The second film is about a twisted organization that tortures young women in an effort to get them to a state of transcendence, allowing the members to find out what is after death. It starts when Anna finds a hidden torture room and attempts to save the horribly scarred chained woman she finds there. It reflects her relationship with Lucie because this woman is beyond help, but Anna can't turn away. This effort is futile because the woman is too psychologically damaged to realize Anna is trying to help her. Because she stayed in the house trying to save the woman, the goon squad from the organization captured her and put her in the torture room to hopefully get her to transcend. Thematically, this part is solid. An aging woman heads the organization and sacrifices young woman after young woman to essentially feel better about her own mortality. It's an older generation destroying the younger generation to continue their agency and power. In actual practice, it's kind of boring. The organization is explained by the leader, followed by a seemingly interminable torture scene. After a while, it just gets dull and takes up way too much of the film. It ends when Anna is skinned alive and magically survives the procedure. This scene is surprising and shocking, but ruined by the fact that Anna would have died of shock, blood loss, or infection before she ever got close to her moment of transcendence. I just couldn't maintain the suspension of disbelief needed for it to be truly effective and the ending fell flat for me as a result.

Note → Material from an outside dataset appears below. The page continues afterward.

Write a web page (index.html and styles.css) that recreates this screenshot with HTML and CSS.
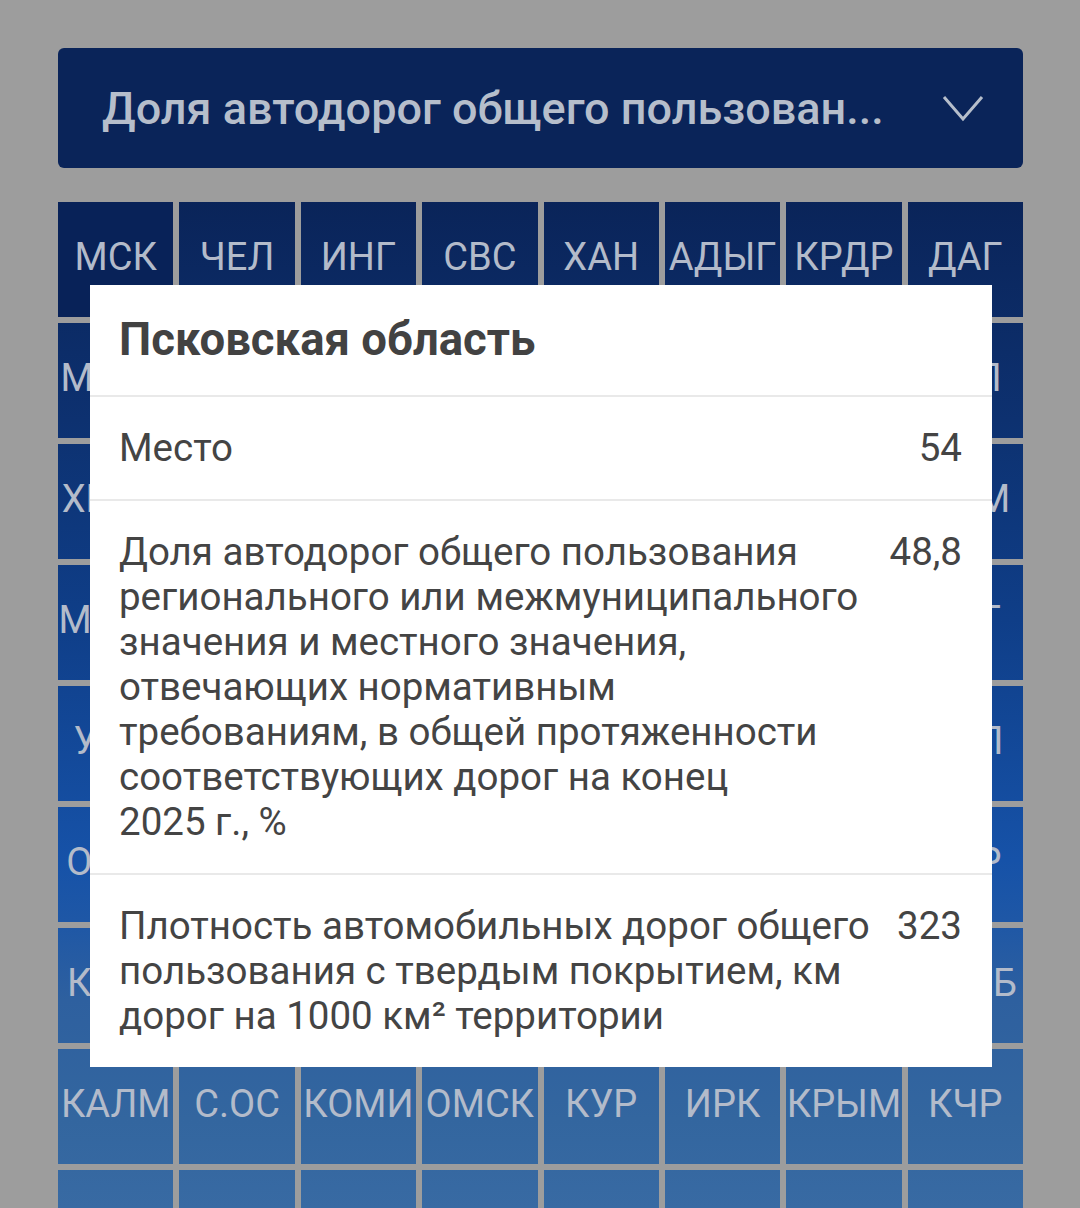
FILE: index.html
```html
<!DOCTYPE html>
<html lang="ru">
<head>
    <meta charset="UTF-8">
    <title>Рейтинг регионов – дороги</title>
    <link rel="stylesheet" href="styles.css">
</head>
<body>
    <div class="page">
        <!-- Indicator picker -->
        <button class="picker" type="button">
            <span class="picker-label">Доля автодорог общего пользован...</span>
            <svg class="picker-arrow" width="44" height="28" viewBox="0 0 44 28">
                <polyline points="3,3 22,25 41,3" fill="none" stroke="currentColor" stroke-width="3"/>
            </svg>
        </button>

        <!-- Region tiles -->
        <div class="tiles">
            <div class="tile">МСК</div>
            <div class="tile">ЧЕЛ</div>
            <div class="tile">ИНГ</div>
            <div class="tile">СВС</div>
            <div class="tile">ХАН</div>
            <div class="tile">АДЫГ</div>
            <div class="tile">КРДР</div>
            <div class="tile">ДАГ</div>

            <div class="tile">МОСО</div>
            <div class="tile">ТАТ</div>
            <div class="tile">БЕЛ</div>
            <div class="tile">ЛЕН</div>
            <div class="tile">ЯМАЛ</div>
            <div class="tile">САХ</div>
            <div class="tile">ВОР</div>
            <div class="tile">ТУЛ</div>

            <div class="tile">ХМАО</div>
            <div class="tile">БАШ</div>
            <div class="tile">ЧУВ</div>
            <div class="tile">РОСТ</div>
            <div class="tile">САМ</div>
            <div class="tile">НИЖ</div>
            <div class="tile">ПЕНЗ</div>
            <div class="tile">ТЮМ</div>

            <div class="tile">МУРМ</div>
            <div class="tile">КАЛУ</div>
            <div class="tile">ЛИП</div>
            <div class="tile">СТАВ</div>
            <div class="tile">ТОМ</div>
            <div class="tile">ЯРС</div>
            <div class="tile">АМУР</div>
            <div class="tile">ВЛГ</div>

            <div class="tile">УДМ</div>
            <div class="tile">КУРГ</div>
            <div class="tile">БРЯН</div>
            <div class="tile">ТВЕР</div>
            <div class="tile">ПСК</div>
            <div class="tile">ВЛАД</div>
            <div class="tile">НОВГ</div>
            <div class="tile">ОРЛ</div>

            <div class="tile">ОРЕН</div>
            <div class="tile">КОСТ</div>
            <div class="tile">ИВАН</div>
            <div class="tile">КИР</div>
            <div class="tile">АРХ</div>
            <div class="tile">ТАМБ</div>
            <div class="tile">ПЕРМ</div>
            <div class="tile">КБР</div>

            <div class="tile">КАЛГ</div>
            <div class="tile">РЯЗ</div>
            <div class="tile">СМОЛ</div>
            <div class="tile">ВОЛГ</div>
            <div class="tile">НОВС</div>
            <div class="tile">САР</div>
            <div class="tile">МОРД</div>
            <div class="tile">КЕМБ</div>

            <div class="tile">КАЛМ</div>
            <div class="tile">С.ОС</div>
            <div class="tile">КОМИ</div>
            <div class="tile">ОМСК</div>
            <div class="tile">КУР</div>
            <div class="tile">ИРК</div>
            <div class="tile">КРЫМ</div>
            <div class="tile">КЧР</div>

            <div class="tile">ТЫВА</div>
            <div class="tile">ЕАО</div>
            <div class="tile">ЗАБ</div>
            <div class="tile">БУР</div>
            <div class="tile">АЛТ</div>
            <div class="tile">ХАК</div>
            <div class="tile">ЧУК</div>
            <div class="tile">МАГ</div>
        </div>
    </div>

    <!-- Region details dialog -->
    <div class="dialog">
        <h2 class="dialog-title">Псковская область</h2>
        <div class="dialog-row">
            <div class="dialog-label">Место</div>
            <div class="dialog-value">54</div>
        </div>
        <div class="dialog-row">
            <div class="dialog-label">Доля автодорог общего пользования регионального или межмуниципального значения и местного значения, отвечающих нормативным требованиям, в общей протяженности соответствующих дорог на конец 2025&nbsp;г.,&nbsp;%</div>
            <div class="dialog-value">48,8</div>
        </div>
        <div class="dialog-row">
            <div class="dialog-label">Плотность автомобильных дорог общего пользования с твердым покрытием, км дорог на 1000&nbsp;км² территории</div>
            <div class="dialog-value">323</div>
        </div>
    </div>
</body>
</html>
```

FILE: styles.css
```css
body {
    margin: 0;
    background: #9d9d9d;
    font-family: Roboto, 'Liberation Sans', Arial, sans-serif;
    height: 1208px;
    overflow: hidden;
}
.page {
    padding: 48px 57px 0 58px;
}
.picker {
    display: flex;
    align-items: center;
    justify-content: space-between;
    width: 100%;
    height: 120px;
    padding: 0 38px 0 44px;
    border: none;
    border-radius: 6px;
    background: #0a2459;
    color: #b6becb;
    font-family: inherit;
    font-size: 45px;
    font-weight: 500;
    box-sizing: border-box;
    cursor: pointer;
}
.picker-arrow {
    color: #b6becb;
}
.tiles {
    display: grid;
    grid-template-columns: repeat(8, 1fr);
    grid-auto-rows: 115px;
    gap: 6px;
    margin-top: 34px;
}
.tile {
    display: flex;
    align-items: center;
    justify-content: center;
    padding-bottom: 6px;
    overflow: hidden;
    white-space: nowrap;
    color: #b3bbca;
    font-size: 38px;
    background: linear-gradient(180deg, #0a2459 200px, #0d3170 420px, #0f3e88 620px, #1652a8 860px, #1e57a6 920px, #2e609f 1000px, #33669f 1120px, #386aa3 1208px);
    background-attachment: fixed;
}
.tile:first-child {
    background: #082258;
}
.dialog {
    position: absolute;
    left: 90px;
    top: 285px;
    width: 902px;
    background: #fff;
    color: #444;
}
.dialog-title {
    margin: 0;
    padding: 28px 30px 29px 29px;
    font-size: 45.5px;
    line-height: 53px;
    font-weight: bold;
    color: #424242;
}
.dialog-row {
    display: flex;
    gap: 22px;
    padding: 28px 30px 29px 29px;
    border-top: 2px solid #e9e9e9;
    font-size: 38.5px;
    line-height: 45px;
}
.dialog-label {
    flex: 1;
}
.dialog-value {
    text-align: right;
}
```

Martyrs is undeniably a unique film that tries to tackle deeper issues to ascend about the torture porn genre. Unfortunately, the film is really two not very well developed ideas trying to be one. I would have loved to see more of Lucie and Anna's relationship and how it developed over time. The second half depends too much on the repetitive, mind-numbing torture that is essentially wasted space. The ending is beyond ridiculous. The film unfortunately falls short for me. The performances are amazing, especially Morjana Alaoui and Mylene Jampanoi who make Anna and Lucie's relationship intensely interesting with very little development. The cinematography makes even extreme gore and blood look artfully beautiful. I would urge fans of more extreme horror to watch it at least once, but others would probably do well to avoid this one.